Rising Uygur soccer player Erfan Hezim back with Chinese team after release from Xinjiang internment camp

  • Hezim, 20, resurfaced on social media and returned to training – with a message of ‘thank you’ to the Communist Party and Chinese government
  • An increasing number of detainees have been discharged from the camps in the past months, activists say
Xinjiang

A promising young Uygur soccer player who was reportedly detained last spring in an internment camp in China’s far western Xinjiang region has been released and returned to his soccer club.

Erfan Hezim, 20, is among the increasing number of detainees who have trickled out of the camps in the past months.

Hezim was detained in February last year soon after he returned home to Xinjiang from a trip to Spain and Dubai for training and matches, according to Radio Free Asia.

His detention prompted a statement in June from the International Federation of Professional Footballers (FIFPro), which called for his “immediate release so that he can be reunited with his family and continue his football career”.

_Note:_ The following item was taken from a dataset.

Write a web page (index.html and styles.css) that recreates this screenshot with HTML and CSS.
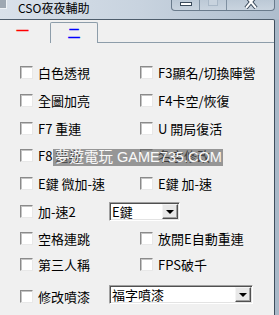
FILE: index.html
```html
<!DOCTYPE html>
<html>
<head>
    <meta charset="UTF-8">
    <meta name="viewport" content="width=device-width, initial-scale=1.0">
    <title>CSO夜夜輔助</title>
    <link rel="stylesheet" href="styles.css">
</head>
<body>
    <div class="window">
        <div class="titlebar">
            <span class="appIcon"></span>
            <span class="title">CSO夜夜輔助</span>
            <div class="captionBtns">
                <span class="cap capMin"><i></i></span>
                <span class="cap capMax"><i></i></span>
                <span class="cap capClose">
                    <svg width="14" height="9" viewBox="0 0 14 9">
                        <path d="M2,-4 L12,8 M12,-4 L2,8" stroke="#3a4a5a" stroke-width="4" fill="none"/>
                        <path d="M2,-4 L12,8 M12,-4 L2,8" stroke="#ffffff" stroke-width="2" fill="none"/>
                    </svg>
                </span>
            </div>
        </div>

        <div class="client">
            <div class="tabs">
                <span class="tab tabActive">一</span>
                <span class="tab tabOther">二</span>
                <span class="tabRest"></span>
            </div>

            <div class="options">
                <label class="opt"><span class="box"></span>白色透視</label>
                <label class="opt"><span class="box"></span>F3顯名/切換陣營</label>

                <label class="opt"><span class="box"></span>全圖加亮</label>
                <label class="opt"><span class="box"></span>F4卡空/恢復</label>

                <label class="opt"><span class="box"></span>F7 重連</label>
                <label class="opt"><span class="box"></span>U 開局復活</label>

                <label class="opt"><span class="box"></span>F8 遁身</label>
                <label class="opt"><span class="box"></span>名字修改</label>

                <label class="opt"><span class="box"></span>E鍵 微加-速</label>
                <label class="opt"><span class="box"></span>E鍵 加-速</label>

                <div class="opt wide">
                    <span class="box"></span>
                    <span class="optLabel">加-速2</span>
                    <div class="combo comboKey">
                        <span class="comboText">E鍵</span>
                        <span class="comboBtn"><i></i></span>
                    </div>
                </div>

                <label class="opt"><span class="box"></span>空格連跳</label>
                <label class="opt"><span class="box"></span>放開E自動重連</label>

                <label class="opt"><span class="box"></span>第三人稱</label>
                <label class="opt"><span class="box"></span>FPS破千</label>

                <div class="opt wide">
                    <span class="box"></span>
                    <span class="optLabel">修改噴漆</span>
                    <div class="combo comboSpray">
                        <span class="comboText">福字噴漆</span>
                        <span class="comboBtn"><i></i></span>
                    </div>
                </div>
            </div>
        </div>

        <div class="watermark">夢遊電玩 GAME735.COM</div>
    </div>
</body>
</html>
```

FILE: styles.css
```css
body {
    margin: 0;
    font-family: "Noto Sans CJK TC", sans-serif;
}

.window {
    position: relative;
    width: 279px;
    height: 315px;
    overflow: hidden;
    background-color: #a9b8c8;
    display: flex;
    flex-direction: column;
}

/* title bar */
.titlebar {
    height: 19px;
    flex: none;
    display: flex;
    align-items: flex-start;
    background: linear-gradient(to right, #d9e1ea, #c8d3df 50%, #aebdcd);
}

.appIcon {
    width: 6px;
    height: 8px;
    background-color: #9ea8b2;
    border-right: 1px solid #eef2f5;
    border-bottom: 1px solid #eef2f5;
}

.title {
    margin-left: 11px;
    font-size: 12px;
    line-height: 16px;
    color: #000;
}

.captionBtns {
    margin-left: auto;
    margin-right: 4px;
    display: flex;
    height: 11px;
    border: 1px solid #6a7b8c;
    border-top: none;
    border-radius: 0 0 4px 4px;
    box-sizing: border-box;
    overflow: hidden;
    background: linear-gradient(#bcc9d6, #c9d4df);
}

.cap {
    display: flex;
    justify-content: center;
    align-items: flex-start;
    height: 100%;
}

.capMin {
    width: 27px;
    border-right: 1px solid #7f90a1;
}

.capMin i {
    margin-top: 2px;
    width: 10px;
    height: 2px;
    border: 1px solid #3a4a5a;
    background-color: #fff;
}

.capMax {
    width: 26px;
    border-right: 1px solid #7f90a1;
}

.capMax i {
    width: 8px;
    height: 5px;
    border: 1px solid #a9b8c7;
    border-top: none;
    background-color: #c8d3de;
}

.capClose {
    width: 47px;
}

/* client area */
.client {
    flex: 1;
    margin-right: 4px;
    background-color: #f0f0f0;
    border-top: 1px solid #4e5d6c;
    border-right: 1px solid #3f4e5d;
    border-top-right-radius: 2px;
}

.tabs {
    display: flex;
    height: 23px;
}

.tab {
    font-size: 13px;
    line-height: 20px;
    text-align: center;
}

.tabActive {
    width: 45px;
    padding-right: 5px;
    color: #ff0000;
    -webkit-text-stroke: 0.3px #ff0000;
}

.tabOther {
    width: 46px;
    margin-top: 2px;
    color: #0000ff;
    -webkit-text-stroke: 0.3px #0000ff;
    border: 1px solid #8d9daa;
    border-bottom: none;
    border-radius: 2px 2px 0 0;
}

.tabRest {
    flex: 1;
    border-bottom: 1px solid #8d9daa;
}

.options {
    display: grid;
    grid-template-columns: 120px 1fr;
    grid-template-rows: 28px 28px 28px 27px 28px 28px 27px 24px 40px;
    padding-top: 15px;
    padding-left: 20px;
}

.opt {
    display: flex;
    align-items: center;
    gap: 5px;
    font-size: 13px;
    color: #000;
    white-space: nowrap;
}

.wide {
    grid-column: 1 / -1;
}

.optLabel {
    width: 66px;
}

.box {
    width: 13px;
    height: 13px;
    flex: none;
    box-sizing: border-box;
    border: 1px solid;
    border-color: #8a8a8a #e8e8e8 #e8e8e8 #8a8a8a;
    background-color: #fff;
    box-shadow: inset 1px 1px 0 #c4c4c4;
}

/* combo boxes */
.combo {
    display: flex;
    align-items: center;
    height: 19px;
    box-sizing: border-box;
    border: 1px solid;
    border-color: #a0a0a0 #ffffff #ffffff #a0a0a0;
    box-shadow: inset 1px 1px 0 #505050, inset -1px -1px 0 #e3e3e3;
    background-color: #fff;
    padding: 1px 1px 1px 2px;
}

.comboKey {
    width: 71px;
}

.comboSpray {
    width: 144px;
    margin-top: -3px;
}

.comboText {
    flex: 1;
    font-size: 13px;
    line-height: 15px;
}

.comboBtn {
    width: 16px;
    height: 15px;
    box-sizing: border-box;
    display: flex;
    justify-content: center;
    align-items: center;
    background-color: #e8e8e8;
    border: 1px solid;
    border-color: #f4f4f4 #505050 #505050 #f4f4f4;
    box-shadow: inset -1px -1px 0 #a0a0a0;
}

.comboBtn i {
    width: 0;
    height: 0;
    border-left: 4px solid transparent;
    border-right: 4px solid transparent;
    border-top: 4px solid #000;
    margin-top: 1px;
}

/* watermark sits over the panel */
.watermark {
    position: absolute;
    left: 53px;
    top: 149px;
    width: 170px;
    height: 17px;
    overflow: hidden;
    white-space: nowrap;
    background-color: rgba(95, 95, 95, 0.62);
    color: #fafafa;
    font-family: "Liberation Sans", "Noto Sans CJK TC", sans-serif;
    font-size: 14.5px;
    line-height: 17px;
    padding-left: 2px;
    box-sizing: border-box;
}
```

Just turned 19 at the time of his detention, the rising soccer star was among the estimated 1 million Uygurs, Kazakhs and other Muslim ethnic minorities ensnared by Xinjiang’s sprawling network of indoctrination camps, where they were forced to denounce their faith and pledge loyalty to the Communist Party, according to accounts shared by former inmates with foreign media.

Despite a mounting outcry from the international community, Beijing has insisted that the camps are “vocational training centres” that are necessary to counter “religious extremism” and ensure stability.

While some estimated hundreds of thousands remain in custody, scholars and activists have observed that over the past months a growing number of people are being discharged.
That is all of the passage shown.